* _Given data_:
********************
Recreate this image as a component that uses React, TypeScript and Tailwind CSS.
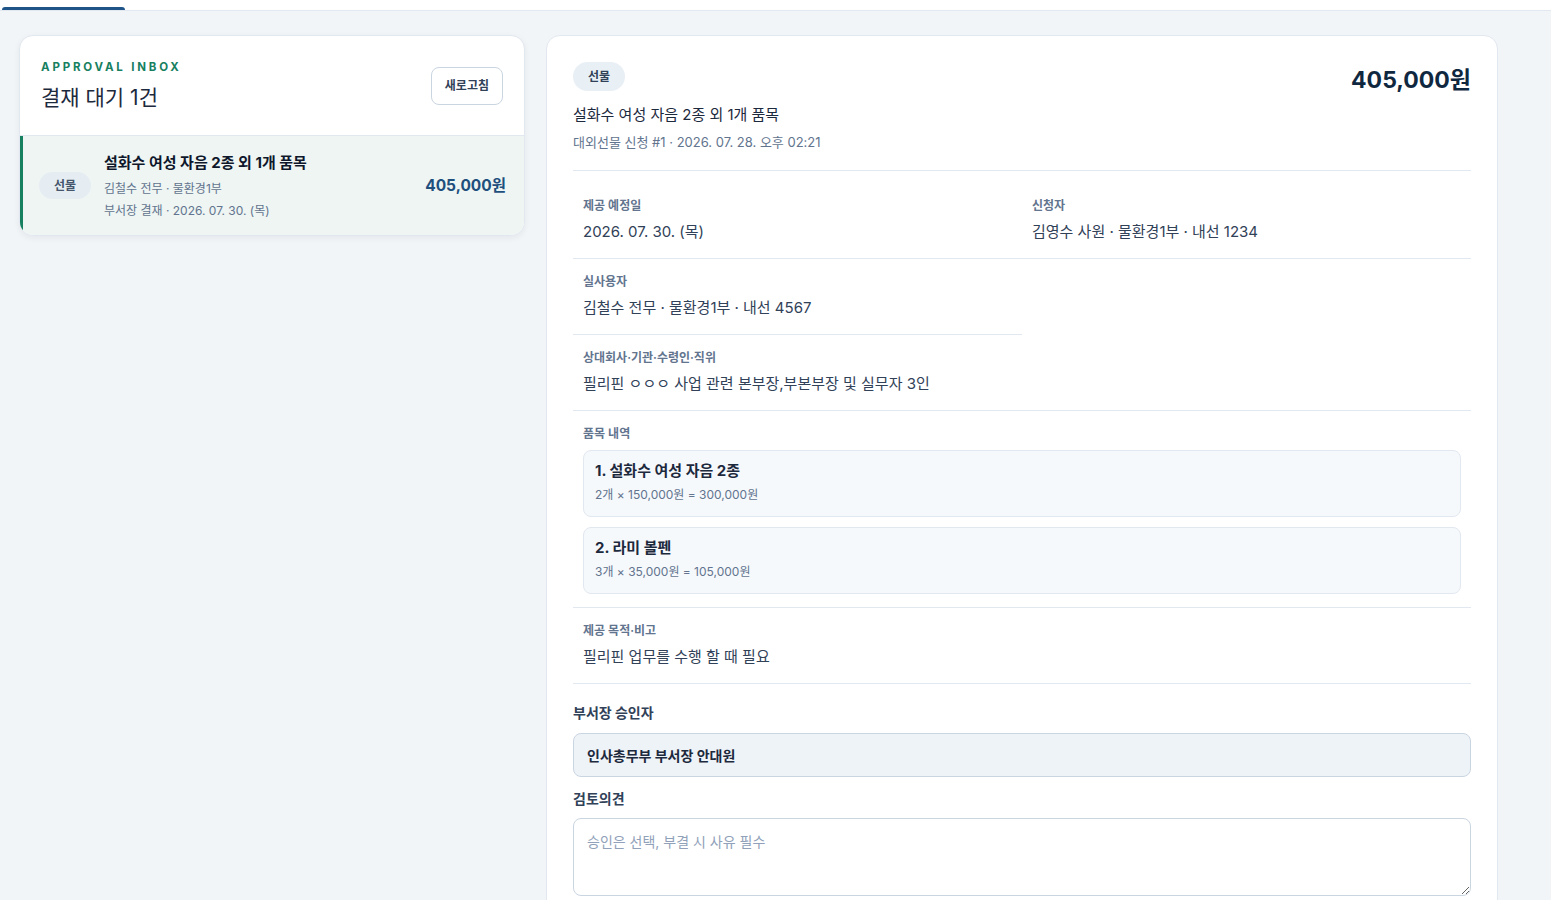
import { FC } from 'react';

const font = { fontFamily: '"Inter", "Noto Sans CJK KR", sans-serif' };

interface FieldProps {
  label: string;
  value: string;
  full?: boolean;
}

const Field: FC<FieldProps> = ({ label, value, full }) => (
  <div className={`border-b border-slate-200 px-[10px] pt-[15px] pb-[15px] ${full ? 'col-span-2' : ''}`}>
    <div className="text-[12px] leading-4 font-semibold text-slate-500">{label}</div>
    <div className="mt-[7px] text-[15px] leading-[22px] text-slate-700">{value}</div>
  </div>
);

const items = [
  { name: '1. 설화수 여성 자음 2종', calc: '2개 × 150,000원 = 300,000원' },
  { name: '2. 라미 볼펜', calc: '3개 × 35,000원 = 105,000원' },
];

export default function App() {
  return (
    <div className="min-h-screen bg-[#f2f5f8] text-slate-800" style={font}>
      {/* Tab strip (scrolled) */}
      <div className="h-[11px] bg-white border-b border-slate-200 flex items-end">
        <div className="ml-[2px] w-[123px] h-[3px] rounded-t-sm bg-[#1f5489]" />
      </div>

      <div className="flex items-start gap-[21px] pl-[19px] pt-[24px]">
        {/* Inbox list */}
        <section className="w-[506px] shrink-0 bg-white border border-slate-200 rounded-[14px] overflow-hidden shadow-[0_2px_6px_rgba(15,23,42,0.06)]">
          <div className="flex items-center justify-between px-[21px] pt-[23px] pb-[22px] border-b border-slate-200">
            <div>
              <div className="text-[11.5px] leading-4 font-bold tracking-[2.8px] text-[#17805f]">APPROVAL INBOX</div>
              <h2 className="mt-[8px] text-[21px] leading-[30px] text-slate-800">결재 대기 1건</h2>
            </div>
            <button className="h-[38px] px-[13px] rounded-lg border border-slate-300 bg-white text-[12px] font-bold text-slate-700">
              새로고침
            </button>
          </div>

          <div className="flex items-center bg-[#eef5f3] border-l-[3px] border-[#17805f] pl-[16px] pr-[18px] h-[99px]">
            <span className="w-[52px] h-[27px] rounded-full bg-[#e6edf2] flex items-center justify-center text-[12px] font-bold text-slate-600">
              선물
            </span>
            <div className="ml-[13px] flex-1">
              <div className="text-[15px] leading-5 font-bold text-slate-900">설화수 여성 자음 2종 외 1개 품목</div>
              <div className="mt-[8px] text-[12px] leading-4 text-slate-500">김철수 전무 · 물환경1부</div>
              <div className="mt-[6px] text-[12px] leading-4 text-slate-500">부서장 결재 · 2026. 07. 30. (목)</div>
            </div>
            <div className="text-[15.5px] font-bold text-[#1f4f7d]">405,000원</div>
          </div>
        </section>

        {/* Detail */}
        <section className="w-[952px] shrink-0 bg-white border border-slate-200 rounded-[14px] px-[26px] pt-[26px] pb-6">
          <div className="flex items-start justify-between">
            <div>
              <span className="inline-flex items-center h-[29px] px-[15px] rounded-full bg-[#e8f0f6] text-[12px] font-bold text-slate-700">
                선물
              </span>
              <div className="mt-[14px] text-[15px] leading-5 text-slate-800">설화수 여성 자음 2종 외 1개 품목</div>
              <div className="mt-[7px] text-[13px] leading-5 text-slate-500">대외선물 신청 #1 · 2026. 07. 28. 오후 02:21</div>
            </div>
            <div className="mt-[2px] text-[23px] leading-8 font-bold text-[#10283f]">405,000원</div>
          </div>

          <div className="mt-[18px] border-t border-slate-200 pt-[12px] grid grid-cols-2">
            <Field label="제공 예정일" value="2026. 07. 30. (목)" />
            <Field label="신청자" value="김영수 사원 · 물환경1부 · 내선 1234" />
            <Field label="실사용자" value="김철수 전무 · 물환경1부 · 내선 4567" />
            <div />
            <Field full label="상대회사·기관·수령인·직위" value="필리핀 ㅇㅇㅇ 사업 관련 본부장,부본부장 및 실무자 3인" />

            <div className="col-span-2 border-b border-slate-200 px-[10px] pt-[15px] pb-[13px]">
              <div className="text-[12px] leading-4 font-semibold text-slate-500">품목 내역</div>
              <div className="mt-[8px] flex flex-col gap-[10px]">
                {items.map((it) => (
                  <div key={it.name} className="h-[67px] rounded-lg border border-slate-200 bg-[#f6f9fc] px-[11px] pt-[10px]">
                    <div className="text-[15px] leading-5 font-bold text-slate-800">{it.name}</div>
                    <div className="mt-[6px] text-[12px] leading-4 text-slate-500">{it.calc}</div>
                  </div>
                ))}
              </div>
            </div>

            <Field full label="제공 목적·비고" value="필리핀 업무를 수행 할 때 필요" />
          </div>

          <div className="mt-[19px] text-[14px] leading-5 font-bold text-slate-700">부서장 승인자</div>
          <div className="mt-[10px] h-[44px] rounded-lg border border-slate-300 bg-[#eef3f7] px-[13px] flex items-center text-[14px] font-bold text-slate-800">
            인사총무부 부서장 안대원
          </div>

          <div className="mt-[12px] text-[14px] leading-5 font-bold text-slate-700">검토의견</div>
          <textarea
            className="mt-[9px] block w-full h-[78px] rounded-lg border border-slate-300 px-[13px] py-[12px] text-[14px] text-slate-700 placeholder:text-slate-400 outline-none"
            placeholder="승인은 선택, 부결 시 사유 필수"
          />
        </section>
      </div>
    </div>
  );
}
********************
* _The task_:
Retype the whole listing exactly and leave the pictures out.

* _Result of this task_:
Recreate this image as a component that uses React, TypeScript and Tailwind CSS.
import { FC } from 'react';

const font = { fontFamily: '"Inter", "Noto Sans CJK KR", sans-serif' };

interface FieldProps {
  label: string;
  value: string;
  full?: boolean;
}

const Field: FC<FieldProps> = ({ label, value, full }) => (
  <div className={`border-b border-slate-200 px-[10px] pt-[15px] pb-[15px] ${full ? 'col-span-2' : ''}`}>
    <div className="text-[12px] leading-4 font-semibold text-slate-500">{label}</div>
    <div className="mt-[7px] text-[15px] leading-[22px] text-slate-700">{value}</div>
  </div>
);

const items = [
  { name: '1. 설화수 여성 자음 2종', calc: '2개 × 150,000원 = 300,000원' },
  { name: '2. 라미 볼펜', calc: '3개 × 35,000원 = 105,000원' },
];

export default function App() {
  return (
    <div className="min-h-screen bg-[#f2f5f8] text-slate-800" style={font}>
      {/* Tab strip (scrolled) */}
      <div className="h-[11px] bg-white border-b border-slate-200 flex items-end">
        <div className="ml-[2px] w-[123px] h-[3px] rounded-t-sm bg-[#1f5489]" />
      </div>

      <div className="flex items-start gap-[21px] pl-[19px] pt-[24px]">
        {/* Inbox list */}
        <section className="w-[506px] shrink-0 bg-white border border-slate-200 rounded-[14px] overflow-hidden shadow-[0_2px_6px_rgba(15,23,42,0.06)]">
          <div className="flex items-center justify-between px-[21px] pt-[23px] pb-[22px] border-b border-slate-200">
            <div>
              <div className="text-[11.5px] leading-4 font-bold tracking-[2.8px] text-[#17805f]">APPROVAL INBOX</div>
              <h2 className="mt-[8px] text-[21px] leading-[30px] text-slate-800">결재 대기 1건</h2>
            </div>
            <button className="h-[38px] px-[13px] rounded-lg border border-slate-300 bg-white text-[12px] font-bold text-slate-700">
              새로고침
            </button>
          </div>

          <div className="flex items-center bg-[#eef5f3] border-l-[3px] border-[#17805f] pl-[16px] pr-[18px] h-[99px]">
            <span className="w-[52px] h-[27px] rounded-full bg-[#e6edf2] flex items-center justify-center text-[12px] font-bold text-slate-600">
              선물
            </span>
            <div className="ml-[13px] flex-1">
              <div className="text-[15px] leading-5 font-bold text-slate-900">설화수 여성 자음 2종 외 1개 품목</div>
              <div className="mt-[8px] text-[12px] leading-4 text-slate-500">김철수 전무 · 물환경1부</div>
              <div className="mt-[6px] text-[12px] leading-4 text-slate-500">부서장 결재 · 2026. 07. 30. (목)</div>
            </div>
            <div className="text-[15.5px] font-bold text-[#1f4f7d]">405,000원</div>
          </div>
        </section>

        {/* Detail */}
        <section className="w-[952px] shrink-0 bg-white border border-slate-200 rounded-[14px] px-[26px] pt-[26px] pb-6">
          <div className="flex items-start justify-between">
            <div>
              <span className="inline-flex items-center h-[29px] px-[15px] rounded-full bg-[#e8f0f6] text-[12px] font-bold text-slate-700">
                선물
              </span>
              <div className="mt-[14px] text-[15px] leading-5 text-slate-800">설화수 여성 자음 2종 외 1개 품목</div>
              <div className="mt-[7px] text-[13px] leading-5 text-slate-500">대외선물 신청 #1 · 2026. 07. 28. 오후 02:21</div>
            </div>
            <div className="mt-[2px] text-[23px] leading-8 font-bold text-[#10283f]">405,000원</div>
          </div>

          <div className="mt-[18px] border-t border-slate-200 pt-[12px] grid grid-cols-2">
            <Field label="제공 예정일" value="2026. 07. 30. (목)" />
            <Field label="신청자" value="김영수 사원 · 물환경1부 · 내선 1234" />
            <Field label="실사용자" value="김철수 전무 · 물환경1부 · 내선 4567" />
            <div />
            <Field full label="상대회사·기관·수령인·직위" value="필리핀 ㅇㅇㅇ 사업 관련 본부장,부본부장 및 실무자 3인" />

            <div className="col-span-2 border-b border-slate-200 px-[10px] pt-[15px] pb-[13px]">
              <div className="text-[12px] leading-4 font-semibold text-slate-500">품목 내역</div>
              <div className="mt-[8px] flex flex-col gap-[10px]">
                {items.map((it) => (
                  <div key={it.name} className="h-[67px] rounded-lg border border-slate-200 bg-[#f6f9fc] px-[11px] pt-[10px]">
                    <div className="text-[15px] leading-5 font-bold text-slate-800">{it.name}</div>
                    <div className="mt-[6px] text-[12px] leading-4 text-slate-500">{it.calc}</div>
                  </div>
                ))}
              </div>
            </div>

            <Field full label="제공 목적·비고" value="필리핀 업무를 수행 할 때 필요" />
          </div>

          <div className="mt-[19px] text-[14px] leading-5 font-bold text-slate-700">부서장 승인자</div>
          <div className="mt-[10px] h-[44px] rounded-lg border border-slate-300 bg-[#eef3f7] px-[13px] flex items-center text-[14px] font-bold text-slate-800">
            인사총무부 부서장 안대원
          </div>

          <div className="mt-[12px] text-[14px] leading-5 font-bold text-slate-700">검토의견</div>
          <textarea
            className="mt-[9px] block w-full h-[78px] rounded-lg border border-slate-300 px-[13px] py-[12px] text-[14px] text-slate-700 placeholder:text-slate-400 outline-none"
            placeholder="승인은 선택, 부결 시 사유 필수"
          />
        </section>
      </div>
    </div>
  );
}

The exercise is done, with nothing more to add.